INSTRUCTION: Write out each line word for word. Drop pictures.

DATA SHOWN:
==========

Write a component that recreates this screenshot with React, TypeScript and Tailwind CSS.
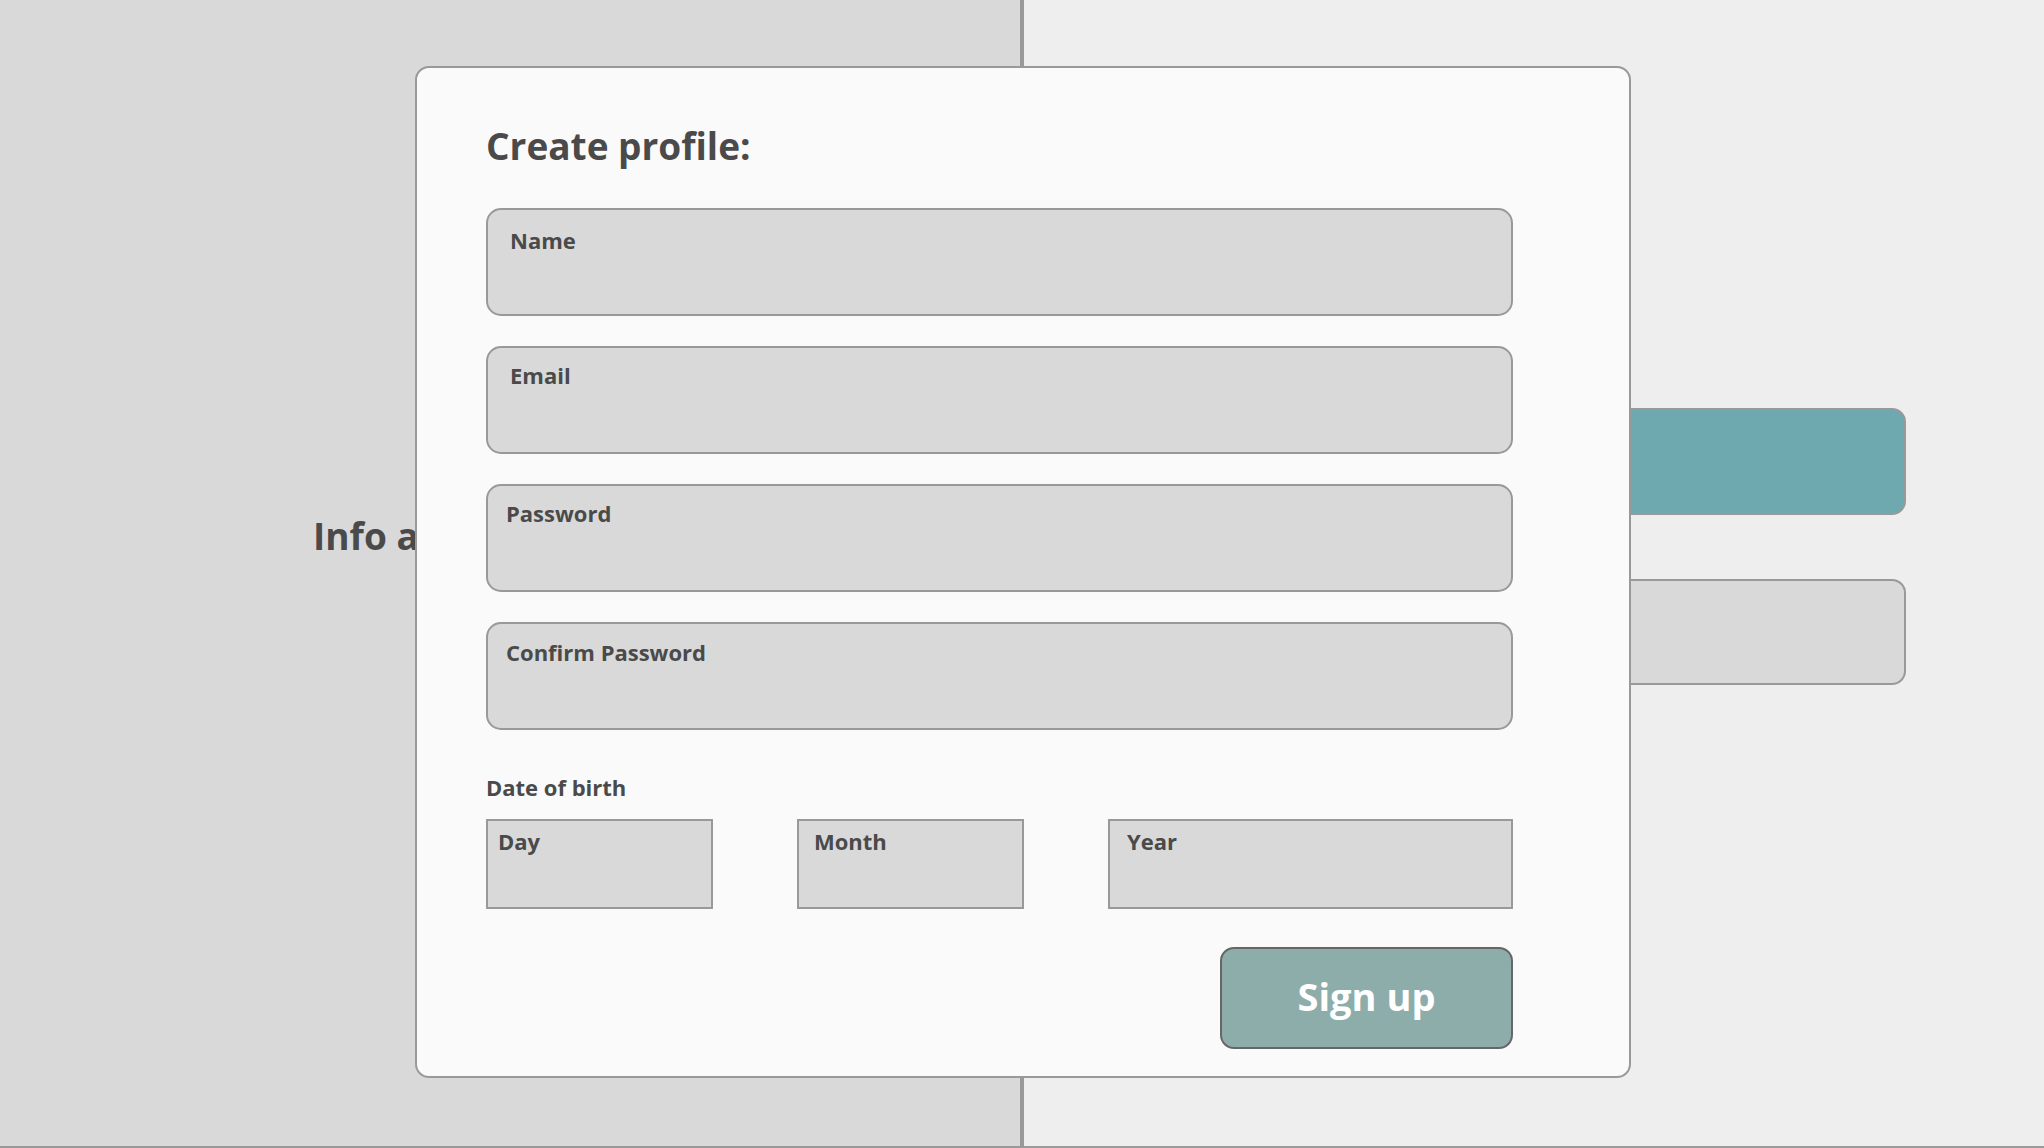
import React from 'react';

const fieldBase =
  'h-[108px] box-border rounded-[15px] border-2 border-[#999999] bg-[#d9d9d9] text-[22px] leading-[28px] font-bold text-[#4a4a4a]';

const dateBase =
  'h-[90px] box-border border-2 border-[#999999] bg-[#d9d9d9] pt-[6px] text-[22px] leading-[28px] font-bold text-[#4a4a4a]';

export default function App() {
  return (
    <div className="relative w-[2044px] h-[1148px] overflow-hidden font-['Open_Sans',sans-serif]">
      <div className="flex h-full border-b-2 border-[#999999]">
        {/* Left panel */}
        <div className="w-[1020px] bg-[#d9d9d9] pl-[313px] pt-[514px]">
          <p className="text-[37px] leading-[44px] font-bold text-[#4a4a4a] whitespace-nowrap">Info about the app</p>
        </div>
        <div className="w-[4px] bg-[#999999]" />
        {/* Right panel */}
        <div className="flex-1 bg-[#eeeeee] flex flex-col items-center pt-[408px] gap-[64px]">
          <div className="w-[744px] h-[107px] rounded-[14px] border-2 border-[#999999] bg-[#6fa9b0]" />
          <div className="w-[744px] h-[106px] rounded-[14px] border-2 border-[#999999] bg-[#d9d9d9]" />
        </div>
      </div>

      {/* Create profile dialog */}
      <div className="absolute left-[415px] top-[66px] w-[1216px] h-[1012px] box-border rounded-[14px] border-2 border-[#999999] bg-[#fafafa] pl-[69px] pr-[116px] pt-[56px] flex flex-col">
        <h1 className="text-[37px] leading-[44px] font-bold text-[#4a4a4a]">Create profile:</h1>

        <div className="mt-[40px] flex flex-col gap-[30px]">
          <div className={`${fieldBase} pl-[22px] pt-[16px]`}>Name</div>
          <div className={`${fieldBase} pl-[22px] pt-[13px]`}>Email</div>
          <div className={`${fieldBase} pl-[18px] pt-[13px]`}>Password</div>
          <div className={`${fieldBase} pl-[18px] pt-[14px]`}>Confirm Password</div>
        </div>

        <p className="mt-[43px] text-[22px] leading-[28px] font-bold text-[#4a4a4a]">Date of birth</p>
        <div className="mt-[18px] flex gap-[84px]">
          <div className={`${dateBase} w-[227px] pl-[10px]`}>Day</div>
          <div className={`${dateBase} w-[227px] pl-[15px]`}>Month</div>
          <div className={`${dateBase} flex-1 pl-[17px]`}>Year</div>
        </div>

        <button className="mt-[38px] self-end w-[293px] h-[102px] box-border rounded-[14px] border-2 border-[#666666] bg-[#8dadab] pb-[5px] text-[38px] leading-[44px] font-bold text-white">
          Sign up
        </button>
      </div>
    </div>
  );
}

==========

CORRECT ANSWER:
Write a component that recreates this screenshot with React, TypeScript and Tailwind CSS.
import React from 'react';

const fieldBase =
  'h-[108px] box-border rounded-[15px] border-2 border-[#999999] bg-[#d9d9d9] text-[22px] leading-[28px] font-bold text-[#4a4a4a]';

const dateBase =
  'h-[90px] box-border border-2 border-[#999999] bg-[#d9d9d9] pt-[6px] text-[22px] leading-[28px] font-bold text-[#4a4a4a]';

export default function App() {
  return (
    <div className="relative w-[2044px] h-[1148px] overflow-hidden font-['Open_Sans',sans-serif]">
      <div className="flex h-full border-b-2 border-[#999999]">
        {/* Left panel */}
        <div className="w-[1020px] bg-[#d9d9d9] pl-[313px] pt-[514px]">
          <p className="text-[37px] leading-[44px] font-bold text-[#4a4a4a] whitespace-nowrap">Info about the app</p>
        </div>
        <div className="w-[4px] bg-[#999999]" />
        {/* Right panel */}
        <div className="flex-1 bg-[#eeeeee] flex flex-col items-center pt-[408px] gap-[64px]">
          <div className="w-[744px] h-[107px] rounded-[14px] border-2 border-[#999999] bg-[#6fa9b0]" />
          <div className="w-[744px] h-[106px] rounded-[14px] border-2 border-[#999999] bg-[#d9d9d9]" />
        </div>
      </div>

      {/* Create profile dialog */}
      <div className="absolute left-[415px] top-[66px] w-[1216px] h-[1012px] box-border rounded-[14px] border-2 border-[#999999] bg-[#fafafa] pl-[69px] pr-[116px] pt-[56px] flex flex-col">
        <h1 className="text-[37px] leading-[44px] font-bold text-[#4a4a4a]">Create profile:</h1>

        <div className="mt-[40px] flex flex-col gap-[30px]">
          <div className={`${fieldBase} pl-[22px] pt-[16px]`}>Name</div>
          <div className={`${fieldBase} pl-[22px] pt-[13px]`}>Email</div>
          <div className={`${fieldBase} pl-[18px] pt-[13px]`}>Password</div>
          <div className={`${fieldBase} pl-[18px] pt-[14px]`}>Confirm Password</div>
        </div>

        <p className="mt-[43px] text-[22px] leading-[28px] font-bold text-[#4a4a4a]">Date of birth</p>
        <div className="mt-[18px] flex gap-[84px]">
          <div className={`${dateBase} w-[227px] pl-[10px]`}>Day</div>
          <div className={`${dateBase} w-[227px] pl-[15px]`}>Month</div>
          <div className={`${dateBase} flex-1 pl-[17px]`}>Year</div>
        </div>

        <button className="mt-[38px] self-end w-[293px] h-[102px] box-border rounded-[14px] border-2 border-[#666666] bg-[#8dadab] pb-[5px] text-[38px] leading-[44px] font-bold text-white">
          Sign up
        </button>
      </div>
    </div>
  );
}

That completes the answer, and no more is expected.